I wished I was in a better place in my head, I wished that life would not interfere with my journey, but what kind of journey would it be if it were always easy.  I can totally relate to Langston “life for me ain’t been no crystal stair”, he certainly hit the nail on the head; my life has always been a series of challenges.  I have never had the great pleasure of just relaxing and enjoying my time in the sun, because with every bit of sunshine, there was almost a guarantee of rain coming very soon afterward. 

I have always wondered how it would feel to have everything you ever wanted, to have things always go your way, to never have a doubt that you will have great fortune, what must that feel like?  I wished someone would write a book about that sort of charmed life so that I could live vicariously through them if nothing else.  I’ve never had it easy, never been able to rest on my laurels, because there weren’t any, never had a situation go right the first time, there has always been a hurdle, a challenge, a delay etc.

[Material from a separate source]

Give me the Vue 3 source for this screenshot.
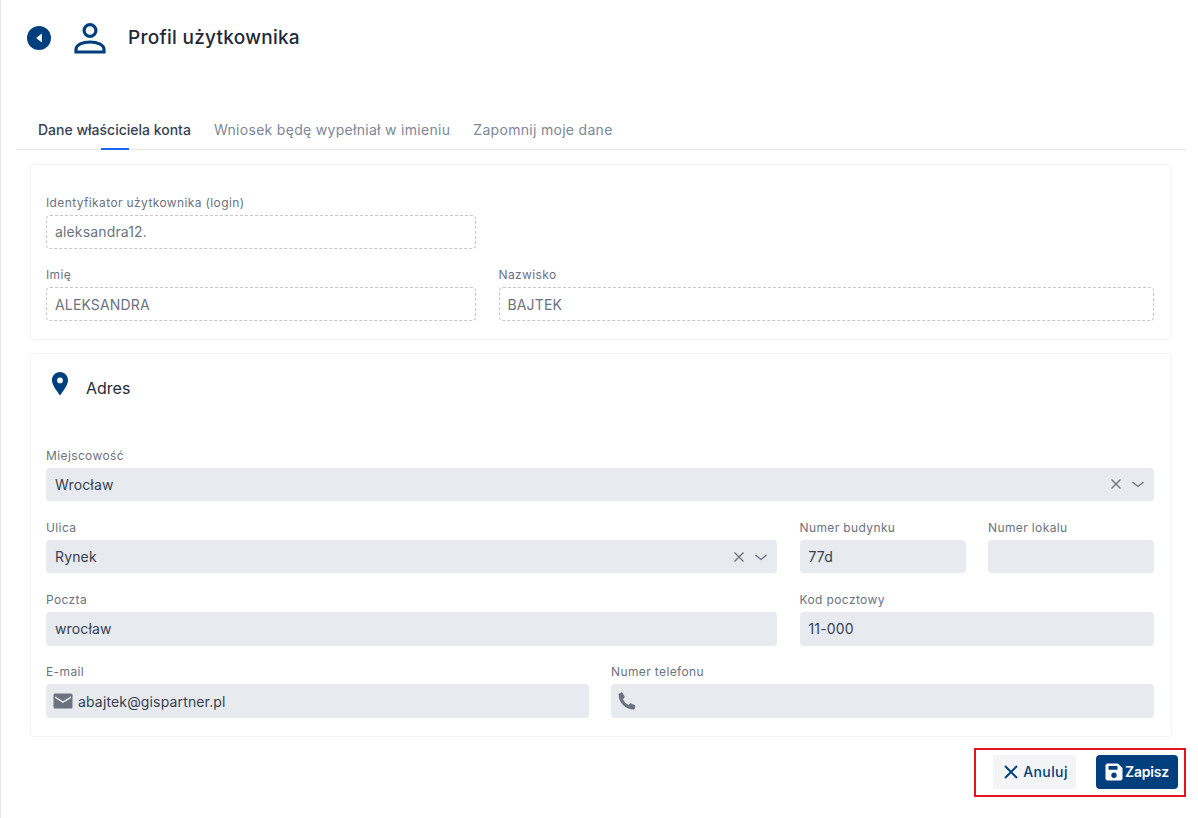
<template>
  <div class="page">
    <header class="page-header">
      <button class="back-btn" aria-label="Wstecz">
        <svg width="24" height="24" viewBox="0 0 24 24"><circle cx="12" cy="12" r="12" fill="#003f7d" /><path d="M14.800 7.600v8.800L9.200 12z" fill="#fff" /></svg>
      </button>
      <svg class="user-icon" width="36" height="36" viewBox="0 0 36 36" fill="none" stroke="#003f7d" stroke-width="3.200">
        <circle cx="18" cy="10.500" r="5.900" />
        <path d="M4 32v-2.500c0-5 7-7.500 14-7.500s14 2.500 14 7.500V32z" />
      </svg>
      <h1>Profil użytkownika</h1>
    </header>

    <nav class="tabs">
      <a v-for="(tab, index) in tabs" :key="tab" class="tab" :class="{ active: index === 0 }">{{ tab }}</a>
    </nav>

    <section class="card card-user">
      <div class="row row-login">
        <div class="field">
          <label>Identyfikator użytkownika (login)</label>
          <div class="input readonly">aleksandra12.</div>
        </div>
      </div>
      <div class="row row-name">
        <div class="field">
          <label>Imię</label>
          <div class="input readonly">ALEKSANDRA</div>
        </div>
        <div class="field">
          <label>Nazwisko</label>
          <div class="input readonly">BAJTEK</div>
        </div>
      </div>
    </section>

    <section class="card card-address">
      <div class="section-title">
        <svg width="20" height="26" viewBox="0 0 20 26"><path fill-rule="evenodd" d="M10 1C5.200 1 2 4.800 2 9.200c0 5.400 5.200 11 8 15.300 2.800-4.300 8-9.900 8-15.300C18 4.800 14.800 1 10 1zm0 5.500a2.900 2.900 0 1 1 0 5.800 2.900 2.900 0 0 1 0-5.800z" fill="#003f7d" /></svg>
        <h2>Adres</h2>
      </div>
      <div class="row">
        <div class="field">
          <label>Miejscowość</label>
          <div class="input filled">
            <span class="grow">Wrocław</span>
            <svg class="sel-icon" width="14" height="14" viewBox="0 0 14 14" fill="none" stroke="#6b7280" stroke-width="1.300"><path d="M2.500 2.500l9 9M11.500 2.500l-9 9" /></svg>
            <svg class="sel-icon" width="14" height="14" viewBox="0 0 14 14" fill="none" stroke="#6b7280" stroke-width="1.300"><path d="M1.500 5L7 9.500 12.500 5" /></svg>
          </div>
        </div>
      </div>
      <div class="row row-street">
        <div class="field">
          <label>Ulica</label>
          <div class="input filled">
            <span class="grow">Rynek</span>
            <svg class="sel-icon" width="14" height="14" viewBox="0 0 14 14" fill="none" stroke="#6b7280" stroke-width="1.300"><path d="M2.500 2.500l9 9M11.500 2.500l-9 9" /></svg>
            <svg class="sel-icon" width="14" height="14" viewBox="0 0 14 14" fill="none" stroke="#6b7280" stroke-width="1.300"><path d="M1.500 5L7 9.500 12.500 5" /></svg>
          </div>
        </div>
        <div class="field">
          <label>Numer budynku</label>
          <div class="input filled">77d</div>
        </div>
        <div class="field">
          <label>Numer lokalu</label>
          <div class="input filled"></div>
        </div>
      </div>
      <div class="row row-post">
        <div class="field">
          <label>Poczta</label>
          <div class="input filled">wrocław</div>
        </div>
        <div class="field">
          <label>Kod pocztowy</label>
          <div class="input filled">11-000</div>
        </div>
      </div>
      <div class="row row-contact">
        <div class="field">
          <label>E-mail</label>
          <div class="input filled with-icon">
            <svg width="20" height="16" viewBox="0 0 20 16"><path d="M2 .500h16A1.500 1.500 0 0 1 19.500 2v12a1.500 1.500 0 0 1-1.500 1.500H2A1.500 1.500 0 0 1 .500 14V2A1.500 1.500 0 0 1 2 .500zM2 3.200v1.800l8 5 8-5V3.200l-8 5z" fill="#6b7280" fill-rule="evenodd" /></svg>
            abajtek@gispartner.pl
          </div>
        </div>
        <div class="field">
          <label>Numer telefonu</label>
          <div class="input filled with-icon">
            <svg width="18" height="18" viewBox="0 0 18 18"><path d="M4.600.800l2 3.800c.2.400.100.800-.2 1.100L5 7.200c.9 2.300 3.300 4.800 5.700 5.800l1.500-1.400c.3-.3.700-.4 1.100-.2l3.500 1.800c.4.200.6.600.5 1l-.5 2.600c-.1.500-.5.800-1 .8C7.500 17.600.500 10.500.600 2.500c0-.5.300-.9.800-1L3.600.300c.4-.100.800.100 1 .5z" fill="#6b7280" /></svg>
          </div>
        </div>
      </div>
    </section>

    <footer class="actions">
      <div class="highlight">
        <button class="btn btn-cancel">
          <svg width="16" height="16" viewBox="0 0 16 16" fill="none" stroke="#003f7d" stroke-width="1.800"><path d="M2 2l12 12M14 2L2 14" /></svg>
          Anuluj
        </button>
        <button class="btn btn-save">
          <svg width="18" height="18" viewBox="0 0 18 18"><path fill-rule="evenodd" d="M2.500.500h10.300L17.500 5v10.500a2 2 0 0 1-2 2h-13a2 2 0 0 1-2-2v-13a2 2 0 0 1 2-2zM3.500 3v3.800h9V3zM9 9.500a2.700 2.700 0 1 0 0 5.400 2.700 2.700 0 0 0 0-5.400z" fill="#fff" /></svg>
          Zapisz
        </button>
      </div>
    </footer>
  </div>
</template>

<script setup>
const tabs = ['Dane właściciela konta', 'Wniosek będę wypełniał w imieniu', 'Zapomnij moje dane']
</script>

<style>
html, body {
  margin: 0;
  background: #fff;
}
</style>

<style scoped>
.page {
  box-sizing: border-box;
  width: 1198px;
  height: 818px;
  overflow: hidden;
  padding: 0 12px 0 15px;
  border-left: 1px solid #e5e7eb;
  font-family: Inter, sans-serif;
  color: #1f2937;
}
.page-header {
  display: flex;
  align-items: center;
  height: 75px;
  padding-left: 11px;
}
.back-btn {
  width: 24px;
  height: 24px;
  padding: 0;
  border: none;
  background: none;
}
.back-btn svg {
  display: block;
}
.user-icon {
  margin-left: 21px;
}
h1 {
  margin: 0 0 0 20px;
  font-size: 19px;
  font-weight: 500;
  letter-spacing: 0.27px;
  color: #1f2937;
}
.tabs {
  display: flex;
  gap: 23px;
  height: 40px;
  margin-top: 34px;
  padding-left: 22px;
  border-bottom: 1px solid #e5e7eb;
}
.tab {
  position: relative;
  font-size: 14px;
  font-weight: 400;
  letter-spacing: 0.3px;
  line-height: 42px;
  color: #7c8798;
}
.tab.active {
  font-weight: 500;
  letter-spacing: 0;
  color: #374151;
}
.tab.active::after {
  content: "";
  position: absolute;
  left: 63px;
  bottom: -1px;
  width: 28px;
  height: 2px;
  background: #1c64f2;
}
.card {
  box-sizing: border-box;
  width: 1142px;
  margin-left: 14px;
  padding: 0 17px 0 15px;
  border: 1px solid #f3f4f6;
  border-radius: 4px;
}
.card-user {
  height: 176px;
  margin-top: 14px;
  padding-top: 28px;
}
.card-address {
  height: 384px;
  margin-top: 13px;
}
.section-title {
  display: flex;
  align-items: center;
  gap: 16px;
  height: 66px;
  padding: 0 0 0 4px;
  margin-bottom: 25.600px;
}
.section-title svg {
  position: relative;
  top: -3px;
}
h2 {
  margin: 0;
  padding-top: 2px;
  font-size: 16px;
  font-weight: 400;
  color: #1f2937;
}
.row {
  display: grid;
  grid-template-columns: 1fr;
  column-gap: 22.500px;
  margin-bottom: 16.800px;
}
.row-name {
  grid-template-columns: 430px 655.500px;
}
.row-login {
  grid-template-columns: 430px;
}
.row-street {
  grid-template-columns: 731px 166px 166px;
}
.row-post {
  grid-template-columns: 731px 354.500px;
}
.row-contact {
  column-gap: 22px;
  grid-template-columns: 543px 543px;
}
.field label {
  display: block;
  height: 17px;
  padding-top: 1px;
  margin-bottom: 4px;
  font-size: 12px;
  letter-spacing: 0.38px;
  line-height: 18px;
  color: #6b7280;
}
.input {
  box-sizing: border-box;
  display: flex;
  align-items: center;
  height: 33.500px;
  padding: 0 9px;
  border-radius: 4px;
  font-size: 14px;
  letter-spacing: 0.15px;
  color: #374151;
}
.readonly {
  border: 1px dashed #c4c8ce;
  color: #6b7280;
  padding: 0 8px;
}
.filled {
  background: #e7eaee;
}
.with-icon {
  gap: 5px;
  padding-left: 7px;
}
.grow {
  flex: 1;
}
.sel-icon {
  margin-left: 8px;
  flex: none;
}
.actions {
  display: flex;
  justify-content: flex-end;
  margin-top: 11px;
}
.highlight {
  box-sizing: border-box;
  display: flex;
  align-items: center;
  justify-content: flex-end;
  gap: 20px;
  width: 212px;
  height: 49px;
  padding: 0 6px 2px 0;
  border: 2px solid #e3141f;
}
.btn {
  box-sizing: border-box;
  display: flex;
  align-items: center;
  justify-content: center;
  height: 34px;
  width: 82px;
  padding: 0;
  border: none;
  border-radius: 4px;
  font-family: inherit;
  font-size: 14px;
  font-weight: 600;
}
.btn-cancel {
  width: 83px;
  gap: 4px;
  padding-left: 2px;
  background: #f3f4f6;
  color: #003f7d;
  font-weight: 500;
  letter-spacing: 0.4px;
}
.btn-save {
  gap: 2px;
  background: #003f7d;
  color: #fff;
  letter-spacing: -0.2px;
}
</style>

I’ve heard that it “builds character” to have your life take so many dips and dives, but it can also make you very weary.  I am weary.

So I’m making due with trying to change my life all while living my life, difficulties and all and despite everything, 2 pounds are gone.   Gone for good? Probably not, but at least they took a vacation on someone else’s butt for now.

Mini Meals


First weekend eating at 3 hour intervals, not quite the success I had hoped for, but today I’m right back to my new routine.  I have discovered a WONDERFUL 3 hour mini meal, Evol mini burritos and Olive Valley falafel sticks!  Super Yummy!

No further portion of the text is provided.